Senate Majority Leader Trent Lott (R-Miss.) said last week that he wants the full Senate to debate a Medicare reform plan drafted by a bipartisan commission.
In a rare appearance at a committee hearing, Lott urged the Senate Finance Committee to approve the "premium support" plan proposed by Sen. John Breaux (D-La.) and Rep. William Thomas (R-Calif.), the co-chairmen of the National Bipartisan Commission on the Future of Medicare.
If the Finance Committee sent the proposal to the full Senate, Lott said, "it would be a marker for everyone else." He called the commission plan "the future of Medicare."
Lott's comments came at a crucial time for the future of the Breaux-Thomas proposal. House GOP leaders may be reluctant to ask members to vote for a bill that could be unpopular among seniors because it could ask Medicare beneficiaries to pay more of their healthcare costs.
With only a five-vote edge in the House, a vote in favor of an unpopular reform plan could cost the Republicans their majority.
Thomas, chairman of a key House healthcare panel, said he welcomed Lott's comments and said he expects the House leadership to make similar comments when given an opportunity. He also cited support from eight moderate Democrats who asked both House Speaker J. Dennis Hastert (R-Ill.) and Democratic Leader Richard Gephardt (D-Mo.) for a vote on the proposal.
Thomas said he would consider eliminating some of the controversial measures from the commission proposal, such as those extending cuts of Medicare provider payments.
The commission proposal, which Thomas said will be released as a bill within a week, calls for transforming Medicare from a bill payer to a system that helps seniors pay for most, but not all, of private health insurance premiums.
The proposal would provide federal funding for outpatient prescription drugs for seniors with incomes of up to 135% of the poverty level, or $10,568 for individuals.
Ten of the commission's 17 members supported the plan, one short of the number required by law for it to become a formal commission recommendation.
Breaux, meanwhile, said President Clinton plans to release his own Medicare reform plan after Memorial Day.

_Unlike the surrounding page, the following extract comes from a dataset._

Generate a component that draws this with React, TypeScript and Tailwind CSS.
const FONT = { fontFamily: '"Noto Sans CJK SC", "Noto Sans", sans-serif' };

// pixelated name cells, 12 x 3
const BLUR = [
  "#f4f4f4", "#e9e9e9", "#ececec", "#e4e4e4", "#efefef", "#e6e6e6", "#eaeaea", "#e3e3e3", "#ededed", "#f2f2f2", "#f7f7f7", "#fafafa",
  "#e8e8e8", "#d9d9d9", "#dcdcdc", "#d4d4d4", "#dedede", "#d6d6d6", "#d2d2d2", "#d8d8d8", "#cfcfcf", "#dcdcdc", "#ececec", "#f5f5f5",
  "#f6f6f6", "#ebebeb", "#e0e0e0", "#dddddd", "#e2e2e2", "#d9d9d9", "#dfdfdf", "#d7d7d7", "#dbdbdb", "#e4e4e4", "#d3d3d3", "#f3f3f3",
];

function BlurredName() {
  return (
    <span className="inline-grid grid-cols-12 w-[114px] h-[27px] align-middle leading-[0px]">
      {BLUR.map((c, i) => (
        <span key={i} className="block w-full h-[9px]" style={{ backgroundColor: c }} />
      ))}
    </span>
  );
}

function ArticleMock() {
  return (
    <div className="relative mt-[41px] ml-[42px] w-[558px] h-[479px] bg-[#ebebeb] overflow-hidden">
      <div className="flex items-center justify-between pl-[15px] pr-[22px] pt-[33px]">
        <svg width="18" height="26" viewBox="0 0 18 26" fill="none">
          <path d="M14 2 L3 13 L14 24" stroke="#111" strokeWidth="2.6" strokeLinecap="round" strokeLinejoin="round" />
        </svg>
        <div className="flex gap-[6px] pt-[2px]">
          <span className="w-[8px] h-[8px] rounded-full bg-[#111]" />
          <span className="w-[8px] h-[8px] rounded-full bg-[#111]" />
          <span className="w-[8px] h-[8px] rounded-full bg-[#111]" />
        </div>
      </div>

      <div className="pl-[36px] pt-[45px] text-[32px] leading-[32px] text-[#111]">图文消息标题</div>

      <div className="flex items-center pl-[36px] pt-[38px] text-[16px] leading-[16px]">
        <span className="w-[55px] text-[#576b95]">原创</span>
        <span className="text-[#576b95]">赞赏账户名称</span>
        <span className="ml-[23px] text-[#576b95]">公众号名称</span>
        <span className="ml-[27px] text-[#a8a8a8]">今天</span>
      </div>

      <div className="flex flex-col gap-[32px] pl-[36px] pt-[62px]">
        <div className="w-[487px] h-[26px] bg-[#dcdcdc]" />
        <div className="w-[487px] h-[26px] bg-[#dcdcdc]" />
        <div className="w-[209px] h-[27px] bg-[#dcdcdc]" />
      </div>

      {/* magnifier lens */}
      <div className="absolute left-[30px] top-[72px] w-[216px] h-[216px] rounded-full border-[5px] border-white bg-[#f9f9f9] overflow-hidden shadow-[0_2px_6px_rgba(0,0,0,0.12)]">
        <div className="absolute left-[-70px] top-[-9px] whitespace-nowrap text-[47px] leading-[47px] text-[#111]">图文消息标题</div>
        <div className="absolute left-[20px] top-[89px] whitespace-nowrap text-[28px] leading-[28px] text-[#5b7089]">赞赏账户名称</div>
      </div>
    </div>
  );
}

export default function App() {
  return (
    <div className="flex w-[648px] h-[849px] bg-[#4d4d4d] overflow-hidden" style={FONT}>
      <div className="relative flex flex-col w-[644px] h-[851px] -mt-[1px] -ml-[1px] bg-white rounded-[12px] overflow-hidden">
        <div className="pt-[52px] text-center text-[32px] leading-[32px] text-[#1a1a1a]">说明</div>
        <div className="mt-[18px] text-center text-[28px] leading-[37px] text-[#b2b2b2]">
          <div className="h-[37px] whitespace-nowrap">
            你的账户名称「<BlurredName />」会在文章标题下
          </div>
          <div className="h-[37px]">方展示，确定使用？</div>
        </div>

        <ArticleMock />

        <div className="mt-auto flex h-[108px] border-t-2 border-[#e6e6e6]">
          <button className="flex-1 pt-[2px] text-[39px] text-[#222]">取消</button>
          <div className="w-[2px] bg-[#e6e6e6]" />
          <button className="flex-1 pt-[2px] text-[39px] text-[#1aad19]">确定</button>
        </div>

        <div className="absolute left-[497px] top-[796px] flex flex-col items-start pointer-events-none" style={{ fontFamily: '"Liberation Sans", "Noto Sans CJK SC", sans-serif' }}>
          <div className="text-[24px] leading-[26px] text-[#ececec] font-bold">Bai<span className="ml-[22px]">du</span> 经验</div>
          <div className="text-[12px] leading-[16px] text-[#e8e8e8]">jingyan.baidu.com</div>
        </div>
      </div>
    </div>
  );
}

Clinton has been silent about his proposal, although he has said he wants Medicare to cover outpatient prescription drugs and to dedicate 15% of the federal budget surplus-$700 billion over 15 years-to extend the life of the Medicare Hospital Insurance Trust Fund by a dozen years.

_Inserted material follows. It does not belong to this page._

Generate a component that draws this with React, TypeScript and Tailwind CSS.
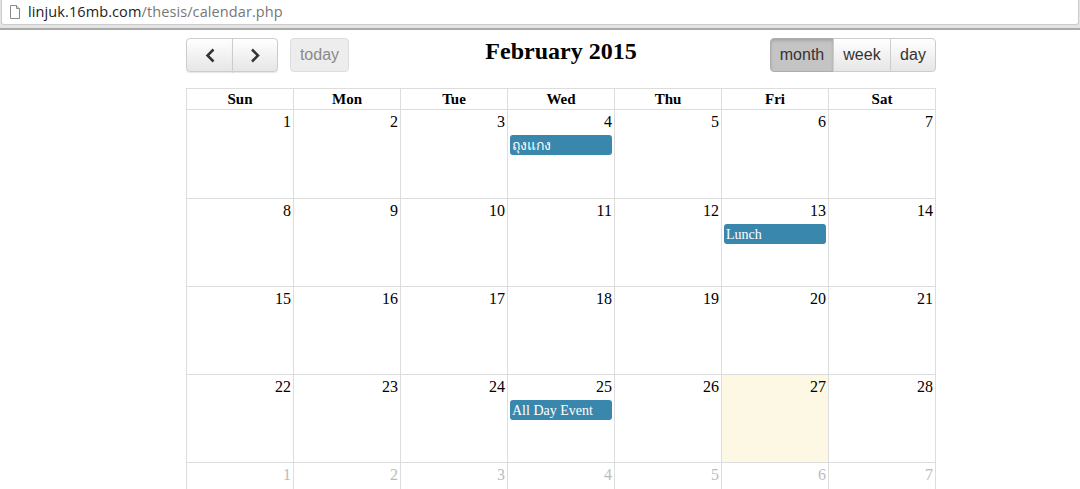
import React from "react";

type Ev = { title: string };

const days = ["Sun", "Mon", "Tue", "Wed", "Thu", "Fri", "Sat"];

const events: Record<number, Ev> = {
  4: { title: "ถุงแกง" },
  13: { title: "Lunch" },
  25: { title: "All Day Event" },
};

function FileIcon() {
  return (
    <svg width="12" height="16" viewBox="0 0 12 16" fill="none">
      <path d="M1.5 1.5H7.5L10.5 4.5V14.5H1.5Z" fill="#fff" stroke="#8a8a8a" />
      <path d="M7.5 1.5V4.5H10.5" fill="#ddd" stroke="#8a8a8a" />
    </svg>
  );
}

function Chevron({ left }: { left?: boolean }) {
  return (
    <svg width="12" height="16" viewBox="0 0 12 16" fill="none">
      <path
        d={left ? "M9.5 2.5L3.5 8.5L9.5 14.5" : "M3 2.5L9 8.5L3 14.5"}
        stroke="#333"
        strokeWidth="2.5"
      />
    </svg>
  );
}

function Cell({ n, muted, today, first }: { n: number; muted?: boolean; today?: boolean; first?: boolean }) {
  const ev = muted ? undefined : events[n];
  return (
    <div className={`${first ? "h-[89px]" : "h-[88px]"} border-r border-b border-[#ddd] ${today ? "bg-[#fcf8e3]" : ""}`}>
      <div className={`pr-[2px] text-right text-[16px] leading-[18px] pt-[3px] ${muted ? "text-[#bbb]" : "text-black"}`}>
        {n}
      </div>
      {ev && (
        <div className="mt-[4px] ml-[2px] mr-[2px] h-[20px] rounded-[3px] bg-[#3a87ad] pl-[2px] pt-px text-[14px] leading-[20px] text-white">
          {ev.title}
        </div>
      )}
    </div>
  );
}

export default function App() {
  const cells: { n: number; muted?: boolean }[] = [];
  for (let i = 1; i <= 28; i++) cells.push({ n: i });
  for (let i = 1; i <= 7; i++) cells.push({ n: i, muted: true });

  const btn = "h-[34px] border border-[#ccc] bg-gradient-to-b from-white to-[#e6e6e6] text-[16px] text-[#333] flex items-center justify-center";

  return (
    <div className="h-[489px] w-[1080px] overflow-hidden bg-white font-['Liberation_Serif',serif]">
      <div className="h-[30px] bg-[#e4e4e4] border-b-2 border-[#aaa] px-px">
        <div className="h-[25px] bg-white border-x border-b border-[#ccc] flex items-center pl-[7px] gap-[7px] font-['Open_Sans',sans-serif] text-[14.5px] tracking-[0.1px] rounded-b-[3px]">
          <FileIcon />
          <span>
            <span className="text-[#222]">linjuk.16mb.com</span>
            <span className="text-[#777]">/thesis/calendar.php</span>
          </span>
        </div>
      </div>

      <div className="w-[750px] ml-[186px] pt-[8px]">
        <div className="h-[34px] flex justify-between font-['Liberation_Sans',sans-serif]">
          <div className="flex-1 flex">
            <div className={`${btn} w-[47px] rounded-l-[4px] shadow-[0_1px_1px_rgba(0,0,0,0.1)]`}>
              <Chevron left />
            </div>
            <div className={`${btn} w-[46px] -ml-px rounded-r-[4px] shadow-[0_1px_1px_rgba(0,0,0,0.1)]`}>
              <Chevron />
            </div>
            <div className="ml-[12px] h-[34px] w-[59px] rounded-[4px] border border-[#ddd] bg-[#ededed] text-[16px] text-[#8a8a8a] flex items-center justify-center">
              today
            </div>
          </div>
          <div className="font-['Liberation_Serif',serif] font-bold text-[24px] leading-[26px] text-black">
            February 2015
          </div>
          <div className="flex-1 flex justify-end">
            <div className="h-[34px] w-[64px] rounded-l-[4px] border border-[#adadad] bg-[#c4c4c4] shadow-[inset_0_2px_3px_rgba(0,0,0,0.15)] text-[16px] text-[#333] flex items-center justify-center">
              month
            </div>
            <div className={`${btn} w-[58px] -ml-px`}>week</div>
            <div className={`${btn} w-[46px] -ml-px rounded-r-[4px]`}>day</div>
          </div>
        </div>

        <div className="mt-[16px] grid grid-cols-[repeat(7,107px)] border-t border-l border-[#ddd]">
          {days.map((d) => (
            <div
              key={d}
              className="h-[21px] border-r border-b border-[#ddd] text-center text-[15px] font-bold leading-[20px] text-black"
            >
              {d}
            </div>
          ))}
          {cells.map((c, i) => (
            <Cell key={i} n={c.n} muted={c.muted} first={i < 7} today={!c.muted && c.n === 27} />
          ))}
        </div>
      </div>
    </div>
  );
}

Congress took a similar action last week. By a 416-12 vote, the House of Representatives passed legislation that would earmark use of the federal budget surplus exclusively for Medicare and Social Security reform.
The legislation would set aside the surplus, now estimated at $111 billion in federal fiscal 1999, until Congress passes legislation to reform Social Security or Medicare.